Data listing:
— START —
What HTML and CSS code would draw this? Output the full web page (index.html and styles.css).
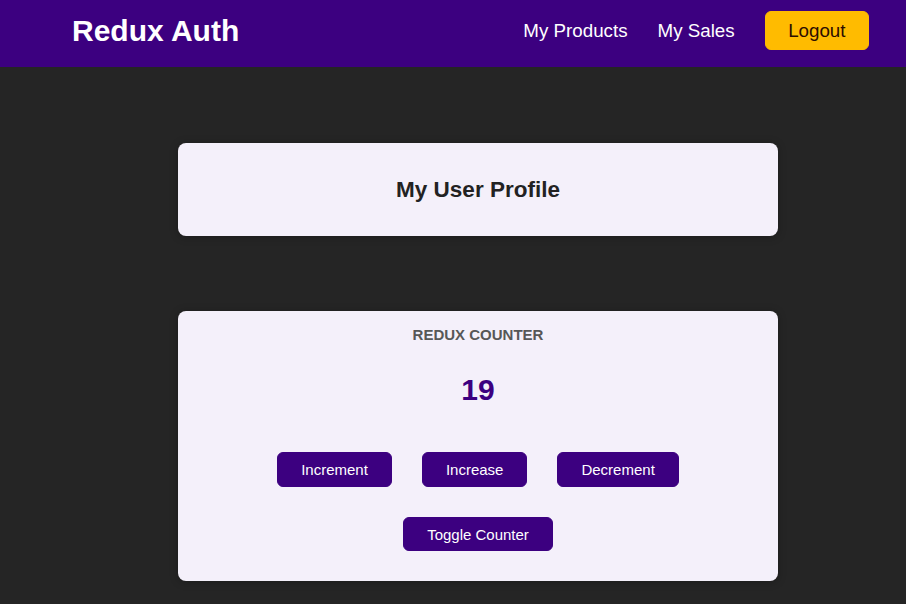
FILE: index.html
```html
<!DOCTYPE html>
<html lang="en">
<head>
<meta charset="utf-8">
<title>Redux Auth</title>
<link rel="stylesheet" href="styles.css">
</head>
<body>
<header class="header">
  <h1 class="brand">Redux Auth</h1>
  <nav class="nav">
    <ul class="nav-list">
      <li><a class="nav-link" href="#">My Products</a></li>
      <li><a class="nav-link" href="#">My Sales</a></li>
      <li><button class="logout">Logout</button></li>
    </ul>
  </nav>
</header>
<main class="main">
  <section class="card profile">
    <h2 class="profile-title">My User Profile</h2>
  </section>
  <section class="card counter">
    <h1 class="counter-title">Redux Counter</h1>
    <div class="value">19</div>
    <div class="actions">
      <button class="btn btn-row">Increment</button>
      <button class="btn btn-row">Increase</button>
      <button class="btn btn-row">Decrement</button>
    </div>
    <button class="btn btn-toggle">Toggle Counter</button>
  </section>
</main>
</body>
</html>
```
FILE: styles.css
```css
* { box-sizing: border-box; }

body {
  margin: 0;
  background: #252525;
  font-family: "Liberation Sans", Arial, sans-serif;
}

.header {
  height: 67px;
  background: #3c0080;
  display: flex;
  align-items: center;
  justify-content: space-between;
  padding: 0 37px 6px 72px;
}

.brand {
  margin: 0;
  color: #fff;
  font-size: 30px;
  font-weight: bold;
}

.nav-list {
  list-style: none;
  margin: 0;
  padding: 0;
  display: flex;
  align-items: center;
  gap: 30px;
}

.nav-link {
  color: #fff;
  text-decoration: none;
  font-size: 18.75px;
}

.logout {
  font-family: inherit;
  font-size: 18.75px;
  background: #ffbb00;
  color: #2c0d00;
  border: 1px solid #ffbb00;
  border-radius: 6px;
  padding: 7.5px 22.5px;
}

.main {
  padding: 76px 0 0 50px;
}

.card {
  width: 600px;
  margin: 0 auto 75px;
  background: #f4f0fa;
  border-radius: 8px;
  box-shadow: 0 1px 8px rgba(0, 0, 0, 0.25);
  text-align: center;
}

.profile {
  padding: 33px 0;
}

.profile-title {
  margin: 0;
  font-size: 22.5px;
  line-height: 27px;
  color: #222;
}

.counter {
  padding: 15px;
}

.counter-title {
  margin: 0;
  font-size: 15px;
  text-transform: uppercase;
  color: #575757;
}

.value {
  margin: 30px 0 45px;
  font-size: 30px;
  font-weight: bold;
  color: #3c0080;
}

.actions {
  display: flex;
  justify-content: center;
  gap: 30px;
  margin: 0 0 30px;
}

.btn {
  font-family: inherit;
  font-size: 15px;
  background: #3c0080;
  color: #fff;
  border: 1px solid #3c0080;
  border-radius: 6px;
  padding: 7.5px 23px;
}

.btn-row {
  padding: 8px 23px;
}

.btn-toggle {
  margin-bottom: 15px;
}
```
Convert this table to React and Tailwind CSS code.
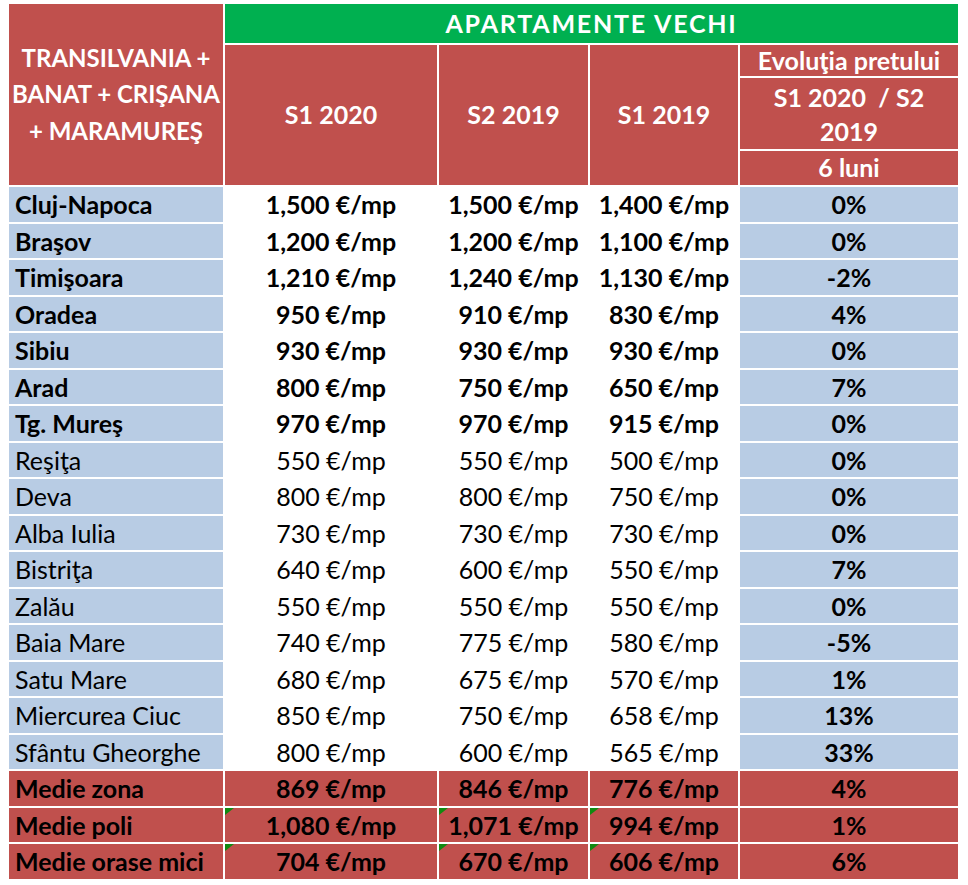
import React from "react";

const rows = [
  ["Cluj-Napoca", "1,500 €/mp", "1,500 €/mp", "1,400 €/mp", "0%", "b"],
  ["Braşov", "1,200 €/mp", "1,200 €/mp", "1,100 €/mp", "0%", "b"],
  ["Timişoara", "1,210 €/mp", "1,240 €/mp", "1,130 €/mp", "-2%", "b"],
  ["Oradea", "950 €/mp", "910 €/mp", "830 €/mp", "4%", "b"],
  ["Sibiu", "930 €/mp", "930 €/mp", "930 €/mp", "0%", "b"],
  ["Arad", "800 €/mp", "750 €/mp", "650 €/mp", "7%", "b"],
  ["Tg. Mureş", "970 €/mp", "970 €/mp", "915 €/mp", "0%", "b"],
  ["Reşiţa", "550 €/mp", "550 €/mp", "500 €/mp", "0%", "r"],
  ["Deva", "800 €/mp", "800 €/mp", "750 €/mp", "0%", "r"],
  ["Alba Iulia", "730 €/mp", "730 €/mp", "730 €/mp", "0%", "r"],
  ["Bistriţa", "640 €/mp", "600 €/mp", "550 €/mp", "7%", "r"],
  ["Zalău", "550 €/mp", "550 €/mp", "550 €/mp", "0%", "r"],
  ["Baia Mare", "740 €/mp", "775 €/mp", "580 €/mp", "-5%", "r"],
  ["Satu Mare", "680 €/mp", "675 €/mp", "570 €/mp", "1%", "r"],
  ["Miercurea Ciuc", "850 €/mp", "750 €/mp", "658 €/mp", "13%", "r"],
  ["Sfântu Gheorghe", "800 €/mp", "600 €/mp", "565 €/mp", "33%", "r"],
  ["Medie zona", "869 €/mp", "846 €/mp", "776 €/mp", "4%", "m"],
  ["Medie poli", "1,080 €/mp", "1,071 €/mp", "994 €/mp", "1%", "mt"],
  ["Medie orase mici", "704 €/mp", "670 €/mp", "606 €/mp", "6%", "mt"],
];

function Tri() {
  return (
    <svg className="absolute left-0 top-0" width="9" height="7" viewBox="0 0 9 7">
      <polygon points="0,0 9,0 0,7" fill="#118a11" />
    </svg>
  );
}

export default function App() {
  return (
    <div className="w-[968px] h-[885px] bg-white font-['Lato',sans-serif] text-[25px] text-black">
      <div className="pt-[4px] pl-[9px] grid grid-cols-[214px_212px_149px_148px_218px] grid-rows-[39px_140px_repeat(19,34.5px)] gap-x-[2px] gap-y-[2px]">
        <div className="row-span-2 bg-[#c0504d] text-white font-bold flex items-center justify-center text-center leading-[36.5px] text-[24px] whitespace-nowrap">
          <div>
            TRANSILVANIA +<br />BANAT + CRIŞANA<br />+ MARAMUREŞ
          </div>
        </div>
        <div className="col-span-4 bg-[#00b050] text-white font-bold flex items-center justify-center tracking-[1.8px]">
          APARTAMENTE VECHI
        </div>
        <div className="bg-[#c0504d] text-white font-bold flex items-center justify-center">S1 2020</div>
        <div className="bg-[#c0504d] text-white font-bold flex items-center justify-center">S2 2019</div>
        <div className="bg-[#c0504d] text-white font-bold flex items-center justify-center">S1 2019</div>
        <div className="flex flex-col gap-[2px] text-white font-bold">
          <div className="h-[31px] bg-[#c0504d] flex items-center justify-center">Evoluţia pretului</div>
          <div className="h-[71px] bg-[#c0504d] flex items-center justify-center text-center leading-[34px]">
            <div>
              S1 2020&nbsp; / S2
              <br />
              2019
            </div>
          </div>
          <div className="h-[34px] bg-[#c0504d] flex items-center justify-center">6 luni</div>
        </div>
        {rows.map((r) => {
          const kind = r[5];
          const med = kind === "m" || kind === "mt";
          const side = med ? "bg-[#c0504d]" : "bg-[#b8cce4]";
          const mid = med ? "bg-[#c0504d]" : "bg-white";
          const valW = kind === "r" ? "font-normal" : "font-bold";
          const nameW = kind === "r" ? "font-normal" : "font-bold";
          return (
            <React.Fragment key={r[0]}>
              <div className={`${side} ${nameW} flex items-center pl-[6px] pt-[1px] whitespace-nowrap`}>{r[0]}</div>
              <div className={`${mid} ${valW} relative flex items-center justify-center pt-[1px] whitespace-nowrap`}>
                {kind === "mt" && <Tri />}
                {r[1]}
              </div>
              <div className={`${mid} ${valW} relative flex items-center justify-center pt-[1px] whitespace-nowrap`}>
                {kind === "mt" && <Tri />}
                {r[2]}
              </div>
              <div className={`${mid} ${valW} relative flex items-center justify-center pt-[1px] whitespace-nowrap`}>
                {kind === "mt" && <Tri />}
                {r[3]}
              </div>
              <div className={`${side} font-bold flex items-center justify-center pt-[1px]`}>{r[4]}</div>
            </React.Fragment>
          );
        })}
      </div>
    </div>
  );
}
— END —
*EXERCISE GOAL:* Strip out the pictures and quote the remaining data word for word.

*EXPECTED ANSWER:*
What HTML and CSS code would draw this? Output the full web page (index.html and styles.css).
FILE: index.html
```html
<!DOCTYPE html>
<html lang="en">
<head>
<meta charset="utf-8">
<title>Redux Auth</title>
<link rel="stylesheet" href="styles.css">
</head>
<body>
<header class="header">
  <h1 class="brand">Redux Auth</h1>
  <nav class="nav">
    <ul class="nav-list">
      <li><a class="nav-link" href="#">My Products</a></li>
      <li><a class="nav-link" href="#">My Sales</a></li>
      <li><button class="logout">Logout</button></li>
    </ul>
  </nav>
</header>
<main class="main">
  <section class="card profile">
    <h2 class="profile-title">My User Profile</h2>
  </section>
  <section class="card counter">
    <h1 class="counter-title">Redux Counter</h1>
    <div class="value">19</div>
    <div class="actions">
      <button class="btn btn-row">Increment</button>
      <button class="btn btn-row">Increase</button>
      <button class="btn btn-row">Decrement</button>
    </div>
    <button class="btn btn-toggle">Toggle Counter</button>
  </section>
</main>
</body>
</html>
```
FILE: styles.css
```css
* { box-sizing: border-box; }

body {
  margin: 0;
  background: #252525;
  font-family: "Liberation Sans", Arial, sans-serif;
}

.header {
  height: 67px;
  background: #3c0080;
  display: flex;
  align-items: center;
  justify-content: space-between;
  padding: 0 37px 6px 72px;
}

.brand {
  margin: 0;
  color: #fff;
  font-size: 30px;
  font-weight: bold;
}

.nav-list {
  list-style: none;
  margin: 0;
  padding: 0;
  display: flex;
  align-items: center;
  gap: 30px;
}

.nav-link {
  color: #fff;
  text-decoration: none;
  font-size: 18.75px;
}

.logout {
  font-family: inherit;
  font-size: 18.75px;
  background: #ffbb00;
  color: #2c0d00;
  border: 1px solid #ffbb00;
  border-radius: 6px;
  padding: 7.5px 22.5px;
}

.main {
  padding: 76px 0 0 50px;
}

.card {
  width: 600px;
  margin: 0 auto 75px;
  background: #f4f0fa;
  border-radius: 8px;
  box-shadow: 0 1px 8px rgba(0, 0, 0, 0.25);
  text-align: center;
}

.profile {
  padding: 33px 0;
}

.profile-title {
  margin: 0;
  font-size: 22.5px;
  line-height: 27px;
  color: #222;
}

.counter {
  padding: 15px;
}

.counter-title {
  margin: 0;
  font-size: 15px;
  text-transform: uppercase;
  color: #575757;
}

.value {
  margin: 30px 0 45px;
  font-size: 30px;
  font-weight: bold;
  color: #3c0080;
}

.actions {
  display: flex;
  justify-content: center;
  gap: 30px;
  margin: 0 0 30px;
}

.btn {
  font-family: inherit;
  font-size: 15px;
  background: #3c0080;
  color: #fff;
  border: 1px solid #3c0080;
  border-radius: 6px;
  padding: 7.5px 23px;
}

.btn-row {
  padding: 8px 23px;
}

.btn-toggle {
  margin-bottom: 15px;
}
```
Convert this table to React and Tailwind CSS code.
import React from "react";

const rows = [
  ["Cluj-Napoca", "1,500 €/mp", "1,500 €/mp", "1,400 €/mp", "0%", "b"],
  ["Braşov", "1,200 €/mp", "1,200 €/mp", "1,100 €/mp", "0%", "b"],
  ["Timişoara", "1,210 €/mp", "1,240 €/mp", "1,130 €/mp", "-2%", "b"],
  ["Oradea", "950 €/mp", "910 €/mp", "830 €/mp", "4%", "b"],
  ["Sibiu", "930 €/mp", "930 €/mp", "930 €/mp", "0%", "b"],
  ["Arad", "800 €/mp", "750 €/mp", "650 €/mp", "7%", "b"],
  ["Tg. Mureş", "970 €/mp", "970 €/mp", "915 €/mp", "0%", "b"],
  ["Reşiţa", "550 €/mp", "550 €/mp", "500 €/mp", "0%", "r"],
  ["Deva", "800 €/mp", "800 €/mp", "750 €/mp", "0%", "r"],
  ["Alba Iulia", "730 €/mp", "730 €/mp", "730 €/mp", "0%", "r"],
  ["Bistriţa", "640 €/mp", "600 €/mp", "550 €/mp", "7%", "r"],
  ["Zalău", "550 €/mp", "550 €/mp", "550 €/mp", "0%", "r"],
  ["Baia Mare", "740 €/mp", "775 €/mp", "580 €/mp", "-5%", "r"],
  ["Satu Mare", "680 €/mp", "675 €/mp", "570 €/mp", "1%", "r"],
  ["Miercurea Ciuc", "850 €/mp", "750 €/mp", "658 €/mp", "13%", "r"],
  ["Sfântu Gheorghe", "800 €/mp", "600 €/mp", "565 €/mp", "33%", "r"],
  ["Medie zona", "869 €/mp", "846 €/mp", "776 €/mp", "4%", "m"],
  ["Medie poli", "1,080 €/mp", "1,071 €/mp", "994 €/mp", "1%", "mt"],
  ["Medie orase mici", "704 €/mp", "670 €/mp", "606 €/mp", "6%", "mt"],
];

function Tri() {
  return (
    <svg className="absolute left-0 top-0" width="9" height="7" viewBox="0 0 9 7">
      <polygon points="0,0 9,0 0,7" fill="#118a11" />
    </svg>
  );
}

export default function App() {
  return (
    <div className="w-[968px] h-[885px] bg-white font-['Lato',sans-serif] text-[25px] text-black">
      <div className="pt-[4px] pl-[9px] grid grid-cols-[214px_212px_149px_148px_218px] grid-rows-[39px_140px_repeat(19,34.5px)] gap-x-[2px] gap-y-[2px]">
        <div className="row-span-2 bg-[#c0504d] text-white font-bold flex items-center justify-center text-center leading-[36.5px] text-[24px] whitespace-nowrap">
          <div>
            TRANSILVANIA +<br />BANAT + CRIŞANA<br />+ MARAMUREŞ
          </div>
        </div>
        <div className="col-span-4 bg-[#00b050] text-white font-bold flex items-center justify-center tracking-[1.8px]">
          APARTAMENTE VECHI
        </div>
        <div className="bg-[#c0504d] text-white font-bold flex items-center justify-center">S1 2020</div>
        <div className="bg-[#c0504d] text-white font-bold flex items-center justify-center">S2 2019</div>
        <div className="bg-[#c0504d] text-white font-bold flex items-center justify-center">S1 2019</div>
        <div className="flex flex-col gap-[2px] text-white font-bold">
          <div className="h-[31px] bg-[#c0504d] flex items-center justify-center">Evoluţia pretului</div>
          <div className="h-[71px] bg-[#c0504d] flex items-center justify-center text-center leading-[34px]">
            <div>
              S1 2020&nbsp; / S2
              <br />
              2019
            </div>
          </div>
          <div className="h-[34px] bg-[#c0504d] flex items-center justify-center">6 luni</div>
        </div>
        {rows.map((r) => {
          const kind = r[5];
          const med = kind === "m" || kind === "mt";
          const side = med ? "bg-[#c0504d]" : "bg-[#b8cce4]";
          const mid = med ? "bg-[#c0504d]" : "bg-white";
          const valW = kind === "r" ? "font-normal" : "font-bold";
          const nameW = kind === "r" ? "font-normal" : "font-bold";
          return (
            <React.Fragment key={r[0]}>
              <div className={`${side} ${nameW} flex items-center pl-[6px] pt-[1px] whitespace-nowrap`}>{r[0]}</div>
              <div className={`${mid} ${valW} relative flex items-center justify-center pt-[1px] whitespace-nowrap`}>
                {kind === "mt" && <Tri />}
                {r[1]}
              </div>
              <div className={`${mid} ${valW} relative flex items-center justify-center pt-[1px] whitespace-nowrap`}>
                {kind === "mt" && <Tri />}
                {r[2]}
              </div>
              <div className={`${mid} ${valW} relative flex items-center justify-center pt-[1px] whitespace-nowrap`}>
                {kind === "mt" && <Tri />}
                {r[3]}
              </div>
              <div className={`${side} font-bold flex items-center justify-center pt-[1px]`}>{r[4]}</div>
            </React.Fragment>
          );
        })}
      </div>
    </div>
  );
}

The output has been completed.